Greenpeace media director Molly Dorozenski — who also is from Connecticut — said the organization feels the piracy charge is “disproportional to what was done.”

If protesters hung a banner at corporate headquarters of a company in America, she said, they might expect to be charged with trespassing, a much less serious crime.

According to the International Marine Bureau, piracy is “an act of boarding or attempting to board any ship with the intent to commit theft or any other crime and with the intent or capability to use force in the furtherance of that act.”

The activists were not armed, Dorozenski said.

As Maggie Willcox put it: “The whole charge of piracy is ludicrous.”

Her mother-in-law, Joan Willcox, agrees.

“We think it was a big mistake on the part of Russia to call it piracy when it’s nothing of the sort,” she said Monday.

According to Greenpeace, on Sept. 18, four inflatable boats left the Arctic Sunrise and headed toward a Russian oil platform of the state-owned Gazprom to peacefully protest what the organization is calling the “Arctic oil rush.”

A Russian Coast Guard ship responded by launching inflatables of its own, manned with masked agents.

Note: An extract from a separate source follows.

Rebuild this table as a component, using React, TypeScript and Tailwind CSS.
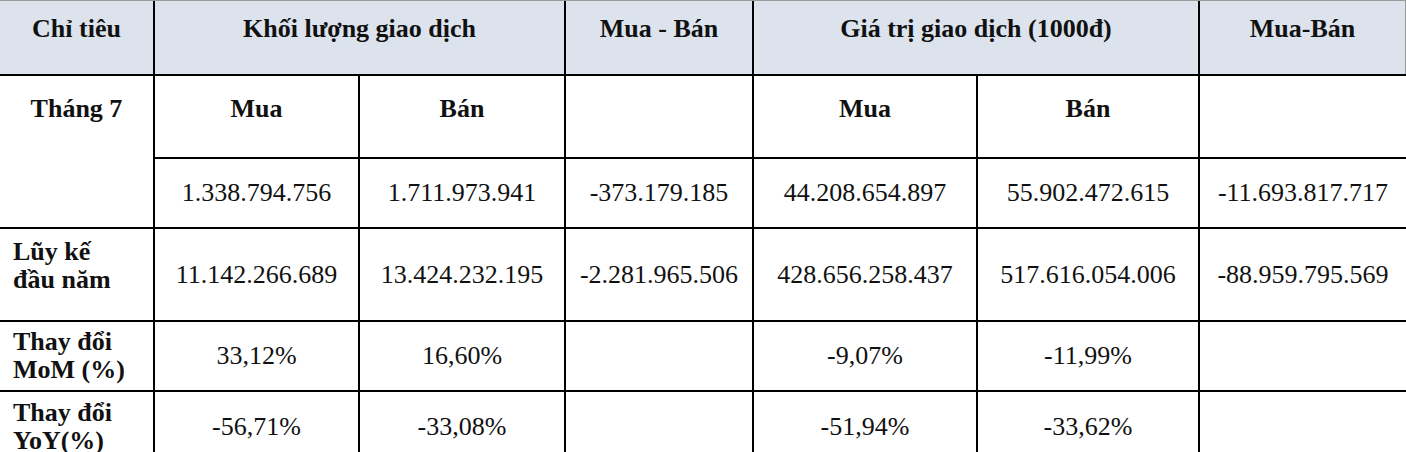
import React from 'react'

const rows = [
  {
    label: ['Lũy kế', 'đầu năm'],
    lift: true,
    values: ['11.142.266.689', '13.424.232.195', '-2.281.965.506', '428.656.258.437', '517.616.054.006', '-88.959.795.569'],
  },
  {
    label: ['Thay đổi', 'MoM (%)'],
    lift: false,
    values: ['33,12%', '16,60%', '', '-9,07%', '-11,99%', ''],
  },
  {
    label: ['Thay đổi', 'YoY(%)'],
    lift: false,
    values: ['-56,71%', '-33,08%', '', '-51,94%', '-33,62%', ''],
  },
]

const month = ['1.338.794.756', '1.711.973.941', '-373.179.185', '44.208.654.897', '55.902.472.615', '-11.693.817.717']

function Head({ children, span }: { children: React.ReactNode; span?: boolean }) {
  return (
    <div className={`bg-[#dce3ed] pt-[13px] text-center font-bold ${span ? 'col-span-2' : ''}`}>
      {children}
    </div>
  )
}

function Val({ children }: { children?: React.ReactNode }) {
  return <div className="bg-white flex items-center justify-center">{children}</div>
}

export default function App() {
  return (
    <div className="w-[1406px] h-[452px] overflow-hidden bg-white text-[26px] leading-[30px] text-[#111] font-['Liberation_Serif',serif]">
      <div className="border-t border-[#9a9a9a]">
        <div className="grid grid-cols-[153px_203px_204px_186px_222px_220px_206px] grid-rows-[73px_81px_68px_91px_68px_70px] gap-[2px] bg-black">
          {/* Header */}
          <Head>Chỉ tiêu</Head>
          <Head span>Khối lượng giao dịch</Head>
          <Head>Mua - Bán</Head>
          <Head span>Giá trị giao dịch (1000đ)</Head>
          <div className="bg-[#dce3ed] pt-[13px] text-center font-bold border-r border-[#9a9a9a]">Mua-Bán</div>

          {/* Tháng 7 */}
          <div className="row-span-2 bg-white pt-[18px] text-center font-bold">Tháng 7</div>
          <div className="bg-white pt-[18px] text-center font-bold">Mua</div>
          <div className="bg-white pt-[18px] text-center font-bold">Bán</div>
          <div className="bg-white" />
          <div className="bg-white pt-[18px] text-center font-bold">Mua</div>
          <div className="bg-white pt-[18px] text-center font-bold">Bán</div>
          <div className="bg-white" />

          {month.map((v, i) => (
            <Val key={i}>{v}</Val>
          ))}

          {rows.map((r) => (
            <React.Fragment key={r.label.join()}>
              <div className={`bg-white flex flex-col justify-center pl-[13px] font-bold leading-[28px] ${r.lift ? 'pb-[18px]' : ''}`}>
                <span>{r.label[0]}</span>
                <span>{r.label[1]}</span>
              </div>
              {r.values.map((v, i) => (
                <Val key={i}>{v}</Val>
              ))}
            </React.Fragment>
          ))}
        </div>
      </div>
    </div>
  )
}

They rammed and slashed the Greenpeace inflatables, and threatened the protesters at gun and knifepoint, Greenpeace said. The organization has dramatic photos of gun and knifepoint confrontations between masked Russians and protesters with their arms up in the air.

The two activists had climbed onto the rig, but retreated when they were blasted by water cannons. Several warning shots were fired as well, Greenpeace said. Greenpeace has videos of the protesters trying to climb the side of the rig.

Russian agents eventually boarded the Arctic Sunrise, even though Greenpeace says it was outside Russian territorial waters. Days later, the ship arrived at Murmansk, where the protesters appear edin court.

On Sept. 25, President Vladimir Putin said the activists who boarded the rig are “obviously not pirates,” Greenpeace said.

Natasha Willcox, 18, one of Peter Willcox’s two daughters, said she felt “overwhelmed” when she heard that her father’s ship was in trouble.

She wasn’t deeply worried until she tried reaching him on the ship’s satellite phone and it didn’t ring, she said. She had been able to reach him that way in the past, she said.

The past month has been difficult, she said. A marine biology major at Roger Williams University in Rhode Island, she gets updates from her stepmother, Maggie, and from Greenpeace.

“It’s been tough,” she said. “It’s been pretty distracting.”

Willcox said her history class might write letters about the arrests to President Barack Obama and the Russian consulate.

If she could send a message to Russians right now, she said, it would say three things:

First, she said, “They should open up a dictionary and read the definition of piracy.”

They also should give her father the health attention he needs, she said, and “let him come home as soon as possible.”

A candlelight vigil for the captain and his crew is planned for 5:30 p.m. Saturday at 36 Dock Road in Norwalk, said Peter Willcox’s sister-in-law, Barbara Smyth.